Requirements for the experiments:

• Participants can and are encouraged to contribute with different models and/or initialisation methods

• Models have to be able to prescribe a given SMB anomaly

• No adjustment of SMB due to geometric changes in forward experiments (i.e. no elevation – SMB feedback is allowed)

• No bedrock adjustment in forward experiment

• The choice of model input data is unconstrained to allow participants the use of their preferred model setup without modification. Modelers without preferred data set choice can have a look at the ISMIP6 wiki for possible options

• The specific year of initialization (between 1950 and 2014) is equally unconstrained to allow the use of different observational data sets that may be tied to certain time periods.

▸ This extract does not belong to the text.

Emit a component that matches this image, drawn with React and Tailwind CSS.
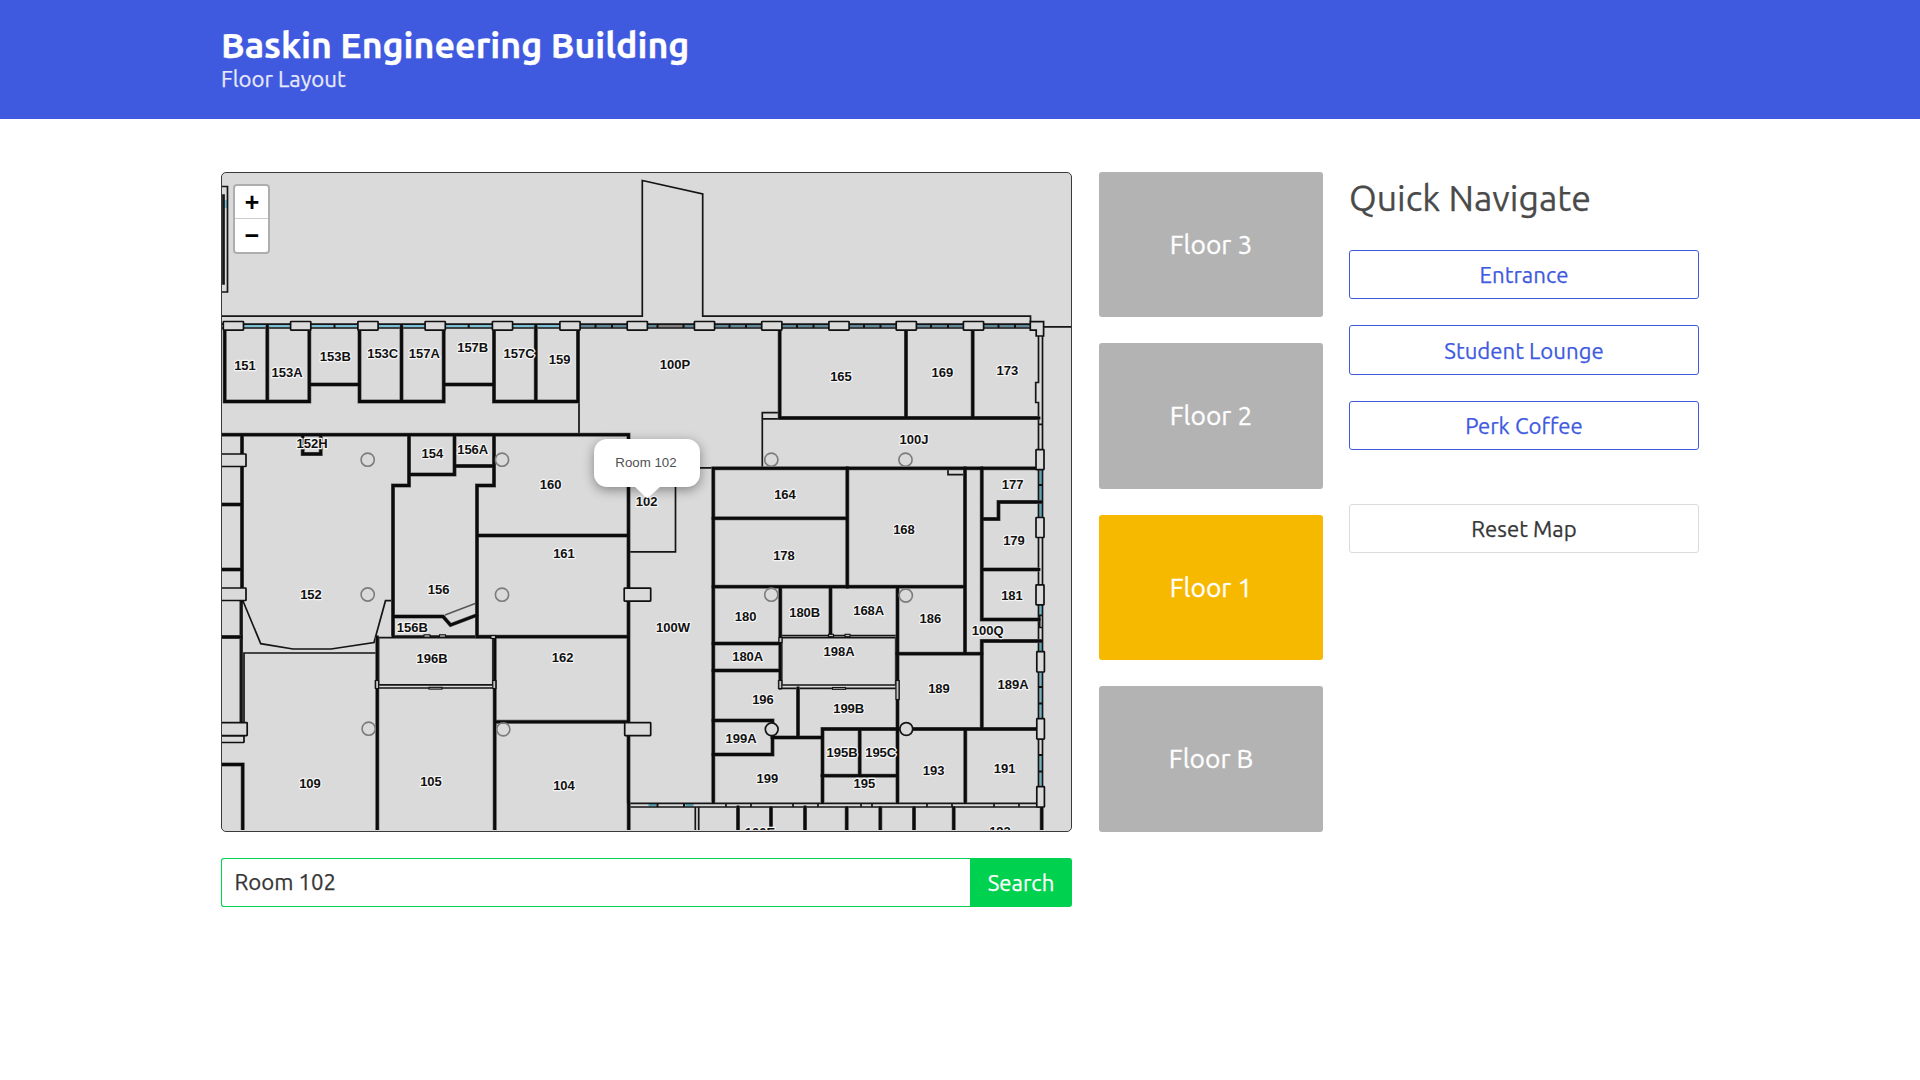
import React from "react";

const WALLS = [
  // north rooms
  "M224.7 330V401.5H309.3V330", "M267.3 326V401.5", "M309.3 384.5H359.5", "M359.5 330V401.5H443.7V330",
  "M401.5 326V401.5", "M443.7 384.5H494", "M494 330V401.5H578V330", "M535.8 326V401.5",
  "M779.7 330V418H1039", "M906 330V418", "M972.7 330V418",
  // west wing
  "M221 434.7H628.5V803", "M242 435V600", "M221 504.5H242", "M221 569.5H242", "M221 637H241",
  "M302.7 435V454H320.7V435", "M409 435V485.5H393V636", "M409 474.5H454.5V435", "M454.5 466H494",
  "M494 435V485.5H477V636.7H628", "M477 535.5H628", "M393 616.5H443L450.5 625L477 615",
  "M377.3 637V830", "M494.7 637V830", "M495 721.8H628", "M221 764.5H242.7V830", "M628.7 803V830",
  // east wing
  "M713.3 802V468.3H1039", "M713 518.3H847", "M847.3 468V587", "M713 586.7H965", "M965 468V653.7",
  "M981.8 468V619.5H1039", "M982 519H998.5V502H1041", "M982 569.5H1039", "M981.8 729V641H1041",
  "M897.5 587V802", "M897 653.7H982", "M830.5 587V636", "M780.3 587V688", "M713 643.5H780", "M713 670.5H780",
  "M713 720.5H772.5V754.5H713", "M772 737.5H822", "M798 688V737", "M822.5 802V729H1037",
  "M859.7 729V775.7", "M822 775.7H897", "M965.3 729V802",
  "M738 807V830", "M771 808V830", "M805 807V830", "M846.7 808V830", "M880.3 808V830", "M914 808V830",
  "M953.7 808V830", "M1041.7 808V830",
];

const LINES = [
  "M221 316.2H642.3V180.5L702.7 194V316.2H1030.5V322", "M1043.5 326.8H1072",
  "M221 324.2H1031M221 328H1031", "M579 400V434", "M762.3 467.5V412.7H780M762.3 418.8H780",
  "M629 467.8H713", "M675.5 480V551.8H629",
  "M243 601L260.7 643.7L293 649H331L374 642.5L385.5 600.7H393",
  "M377 653H244V722", "M393.5 636H477", "M240.4 600V722M242 600V722",
  "M1038.5 336V382.5H1035.7V402.5H1038.5V803.3H629M1042.5 336V807H629M1038.5 424.3H1042.5",
  "M948 469V474.6H965", "M378.5 637.7H492.8V684.8H378.5Z", "M375.5 680V688H496V680",
  "M781.7 637.7H895.7V685H781.7Z", "M778.7 680V688.4H898V680M780 635.5H897", "M899 680V700",
  "M1039.7 615.3H1042.5V627.5H1039.7Z",
  "M695.3 807V830M698.7 807V830", "M726 803V807M751 803V807M793 803V807M818 803V807M861 803V807M872 803V807M927 803V807M952 803V807M994 803V807M1019 803V807",
  "M221 186.5H227.5V292H221M223 195H224V284H223Z",
];

const WINDOWS = [
  [243, 324.8, 47, 2.6, "#79bfd6"], [310, 324.8, 48, 2.6, "#79bfd6"], [378, 324.8, 47, 2.6, "#79bfd6"],
  [445, 324.8, 47, 2.6, "#79bfd6"], [512, 324.8, 47, 2.6, "#79bfd6"], [580, 324.8, 47, 2.6, "#5f8798"],
  [647, 324.8, 47, 2.6, "#5f8798"], [658, 324.8, 25, 2.6, "#857e80"], [714, 324.8, 47, 2.6, "#5f8798"],
  [782, 324.8, 47, 2.6, "#5f8798"], [849, 324.8, 47, 2.6, "#5f8798"], [916, 324.8, 47, 2.6, "#5f8798"],
  [983, 324.8, 47, 2.6, "#5f8798"],
  [1039.2, 470, 2.6, 47, "#56a5ba"], [1039.2, 605, 2.6, 10, "#6bb9cf"], [1039.2, 642, 2.6, 9, "#56a5ba"],
  [1039.2, 672, 2.6, 46, "#6fb0c2"], [1039.2, 755, 2.6, 31, "#6fb0c2"],
  [648.5, 804, 8, 2.4, "#56a5ba"], [685.5, 804, 8, 2.4, "#56a5ba"], [223.5, 200, 3.5, 8, "#79bfd6"],
];

const MULLIONS = [
  "M334.5 324V328M468.7 324V328",
  "M595.5 324V328M612 324V328M657.5 324V328M683.5 324V328M729.5 324V328M746 324V328M797 324V328M813.5 324V328M864 324V328M880.5 324V328M931 324V328M948 324V328M998.5 324V328M1015 324V328",
  "M1038.5 485H1042.5M1038.5 687H1042.5M1038.5 703.5H1042.5M1038.5 755H1042.5M1038.5 771.5H1042.5",
  "M657.5 803V807M684 803V807",
];

const PIERS = [
  [223.3, 321.5, 20.2, 8.6], [290.6, 321.5, 20.2, 8.6], [357.9, 321.5, 20.2, 8.6], [425.1, 321.5, 20.2, 8.6],
  [492.4, 321.5, 20.2, 8.6], [559.9, 321.5, 20.2, 8.6], [627.2, 321.5, 20.2, 8.6], [694.4, 321.5, 20.2, 8.6],
  [761.7, 321.5, 20.2, 8.6], [828.9, 321.5, 20.2, 8.6], [896.2, 321.5, 20.2, 8.6], [963.4, 321.5, 20.2, 8.6],
  [215, 454, 31, 12.5], [215, 588, 31, 12.5], [215, 735.7, 29, 6.8], [215, 722.7, 32.2, 13],
  [624.2, 588.2, 26.5, 13], [624.7, 722.7, 26, 13],
  [1036, 449.7, 8, 20], [1036, 517.5, 8, 20], [1036, 584.8, 8, 20], [1036.8, 651.7, 7.6, 20.3],
  [1036.8, 718.7, 7.6, 20.5], [1036.8, 786.7, 7.6, 20.3],
];

// door frames set into the thick walls
const FRAMES = [
  [424, 634.8, 6, 2.4], [439.5, 634.8, 6, 2.4], [828.5, 634.3, 5, 2.4], [845, 634.3, 5, 2.4],
  [429, 687.3, 13, 1.8], [832.5, 687.5, 13, 1.8], [375.6, 680.5, 3, 8], [492.8, 680.5, 3, 8],
  [778.8, 680.5, 3, 8], [896, 680.5, 3, 19], [491, 635.5, 4.5, 3], [779, 637.5, 3, 5],
];

const COLUMNS = [
  [367.7, 459.7], [502, 459.7], [771.3, 459.7], [905.5, 459.7], [367.7, 594.5], [502, 594.7],
  [771.3, 594.7], [905.8, 595.5], [368.7, 728.7], [503.3, 729.3],
];

const ROOMS = [
  ["151", 245, 366], ["153A", 287, 372.7], ["153B", 335.3, 357], ["153C", 382.7, 354], ["157A", 424.3, 354],
  ["157B", 472.7, 347.5], ["157C", 519, 354], ["159", 559.7, 359.7], ["100P", 675, 365], ["165", 841, 377],
  ["169", 942.3, 372.7], ["173", 1007.3, 370.7], ["100J", 914, 440], ["152H", 312, 444], ["154", 432.3, 454],
  ["156A", 472.7, 450], ["152", 311, 595], ["156", 438.7, 589.7], ["156B", 412.3, 628], ["160", 550.7, 485],
  ["161", 564, 554], ["100W", 673, 628], ["102", 646.7, 501.7], ["164", 785, 495], ["178", 784, 555.5],
  ["180", 745.7, 617], ["180A", 747.7, 656.7], ["196", 763, 699.7], ["199A", 741, 739], ["199", 767.3, 778.7],
  ["162", 562.7, 657.7], ["104", 564, 785.3], ["196B", 432, 658.8], ["109", 310, 783.3], ["105", 431, 782],
  ["177", 1012.7, 485], ["179", 1014, 541], ["181", 1012, 596], ["168", 904, 530], ["180B", 804.7, 612.7],
  ["168A", 868.7, 610.7], ["186", 930.3, 618.3], ["100Q", 987.7, 630.3], ["198A", 839, 651.3], ["189", 939, 688.7],
  ["189A", 1013, 684.3], ["199B", 848.7, 708.5], ["195B", 842, 752.3], ["195C", 880.7, 752.3], ["195", 864.3, 784],
  ["193", 933.7, 771], ["191", 1004.7, 768.7], ["100E", 760, 832.7], ["192", 1000, 831.5],
];

function FloorPlan() {
  return (
    <svg viewBox="222 173 849 658" className="block h-[658px] w-[849px]" fill="none">
      <clipPath id="plan"><path d="M221 172H1072V830H221Z" /></clipPath>
      <g clipPath="url(#plan)">
        {WINDOWS.map(([x, y, w, h, c], i) => <rect key={i} x={x} y={y} width={w} height={h} fill={c} />)}
        <path d={LINES.join("")} stroke="#151515" strokeWidth="1.7" />
        <path d={MULLIONS.join("")} stroke="#111" strokeWidth="2" />
        <path d="M445 615L476.5 603" stroke="#555" strokeWidth="1.4" />
        <path d={WALLS.join("")} stroke="#5c5c5c" strokeWidth="4" />
        <path d={WALLS.join("")} stroke="#0b0b0b" strokeWidth="2.8" strokeLinecap="square" />
        {FRAMES.map(([x, y, w, h], i) => (
          <rect key={i} x={x} y={y} width={w} height={h} fill="#c4c4c4" stroke="#101010" strokeWidth="1.1" />
        ))}
        {PIERS.map(([x, y, w, h], i) => (
          <rect key={i} x={x} y={y} width={w} height={h} rx=".6" fill="#dadada" stroke="#101010" strokeWidth="1.7" />
        ))}
        <path d="M1030.3 321.7H1043.6V336H1036.2V330.2H1030.3Z" fill="#dadada" stroke="#101010" strokeWidth="1.7" />
        {COLUMNS.map(([x, y], i) => <circle key={i} cx={x} cy={y} r="6.6" stroke="#7c7c7c" strokeWidth="1.6" />)}
        <circle cx="771.7" cy="729.3" r="6.4" fill="#dadada" stroke="#151515" strokeWidth="1.7" />
        <circle cx="906.3" cy="729" r="6.4" fill="#dadada" stroke="#151515" strokeWidth="1.7" />
        <g
          fontFamily='"Liberation Sans", Arial, sans-serif' fontSize="13" fontWeight="700" fill="#111"
          stroke="#f4f4f4" strokeWidth="2.4" strokeLinejoin="round" paintOrder="stroke" textAnchor="middle"
        >
          {ROOMS.map(([name, x, y]) => <text key={name} x={x} y={y + 4.3}>{name}</text>)}
        </g>
      </g>
    </svg>
  );
}

function ZoomControl() {
  const cell = "flex w-[33px] items-center justify-center pl-px pt-[4px] font-['Liberation_Mono',monospace] text-[25px] font-bold leading-none text-black";
  return (
    <div className="absolute left-[11px] top-[11px] flex flex-col rounded-[4px] border-2 border-[#aeaeae] bg-white">
      <button className={`${cell} h-8`}>+</button>
      <div className="h-px bg-[#ccc]" />
      <button className={`${cell} h-[33px]`}>−</button>
    </div>
  );
}

function Popup() {
  return (
    <div className="absolute left-[372px] top-[266px] flex h-[48px] w-[106px] items-center justify-center rounded-[13px] bg-white pr-[2px] font-['Liberation_Sans',Arial,sans-serif] text-[13.3px] text-[#505050] shadow-[0_3px_12px_rgba(0,0,0,0.4)]">
      Room 102
      <svg className="absolute left-[40px] top-[47px]" width="27" height="13" viewBox="0 0 27 13">
        <path d="M0 0H27L14.5 11.5Q13.3 12.4 12 11.5Z" fill="#fff" />
      </svg>
    </div>
  );
}

function Floor({ name, active }) {
  return (
    <button className={`flex items-center justify-center rounded-[3px] pb-[2px] text-[26.4px] text-white [-webkit-text-stroke:0.3px] ${active ? "bg-[#f7b900]" : "bg-[#b3b3b3]"}`}>
      {name}
    </button>
  );
}

function NavButton({ children }) {
  return (
    <button className="flex h-[49.5px] w-full items-center justify-center rounded-[3px] border border-[#405adf] bg-white pt-[2px] text-[#405adf]">
      {children}
    </button>
  );
}

export default function App() {
  return (
    <div className="min-h-screen bg-white font-['Ubuntu','Noto_Sans',sans-serif] text-[22.2px] leading-[32px] text-[#363636] [-webkit-text-stroke:0.25px]">
      <header className="h-[119px] bg-[#405adf] pl-[221px] pt-[24px] text-white">
        <h1 className="text-[35.75px] font-bold leading-[42px]"><span>Baskin Engineering Building</span></h1>
        <p className="pt-px leading-[24px] text-[#e6e9fb]"><span>Floor Layout</span></p>
      </header>
      <main className="flex pl-[221px] pt-[53px]">
        <section className="w-[851px]">
          <div className="relative h-[660px] overflow-hidden rounded-[5px] border border-[#3a3a3a] bg-[#dadada] [-webkit-text-stroke:0]">
            <FloorPlan />
            <ZoomControl />
            <Popup />
          </div>
          <form className="mt-[26px] flex h-[49px]">
            <input
              className="min-w-0 flex-1 rounded-l-[3px] border border-r-0 border-[#00d14e] bg-white px-[12.5px] pb-[2px] outline-none"
              defaultValue="Room 102"
            />
            <button type="button" className="w-[102px] rounded-r-[3px] bg-[#00d14e] text-white">Search</button>
          </form>
        </section>
        <section className="ml-[27px] grid h-[660px] w-[224px] grid-rows-[145px_146px_145px_146px] gap-[26px]">
          <Floor name="Floor 3" />
          <Floor name="Floor 2" />
          <Floor name="Floor 1" active />
          <Floor name="Floor B" />
        </section>
        <aside className="ml-[26px] w-[350px]">
          <h2 className="mb-[27.6px] pt-[2px] text-[35.7px] leading-[48px] text-[#4a4a4a]"><span>Quick Navigate</span></h2>
          <div className="flex flex-col gap-[26px]">
            <NavButton>Entrance</NavButton>
            <NavButton>Student Lounge</NavButton>
            <NavButton>Perk Coffee</NavButton>
          </div>
          <button className="mt-[53.6px] flex h-[49px] w-full items-center justify-center rounded-[3px] border border-[#dbdbdb] pt-[2px] text-[#363636]">
            Reset Map
          </button>
        </aside>
      </main>
    </div>
  );
}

The SMB anomaly can be obtained via the ISMIP6 ftp server (email ismip6@gmail.com to obtain the log in information), and was prepared by Heiko Goelzer. Modeling groups should use the 1km version to conservatively interpolate to their model native grid (see Appendix 1, below). Files of lower resolution (5km, 10km, and 20km) are provided for groups using the standard output grid (Bamber et al., 2001) as “native grid”. For 2b, the SMB anomaly is to be implemented as a time dependent function, that takes the form of a linear function which increases stepwise every full year (it is therefore independent of the time step in the model):


SMB(t) = SMB_initialization + SMB_anomaly * (floor (t) / 40); for 0 < t < 40 in years

SMB(t) = SMB_initialization + SMB_anomaly * 1.0; for t > 40 years


where SMB_anomaly is the anomaly provided by ISMIP6 and SMB_initialization is the SMB used for the initialization. The units of SMB_anomaly are (meter ice equivalent/year) with an assumed density of 910 kg/m^3 and 31556926 s/yr.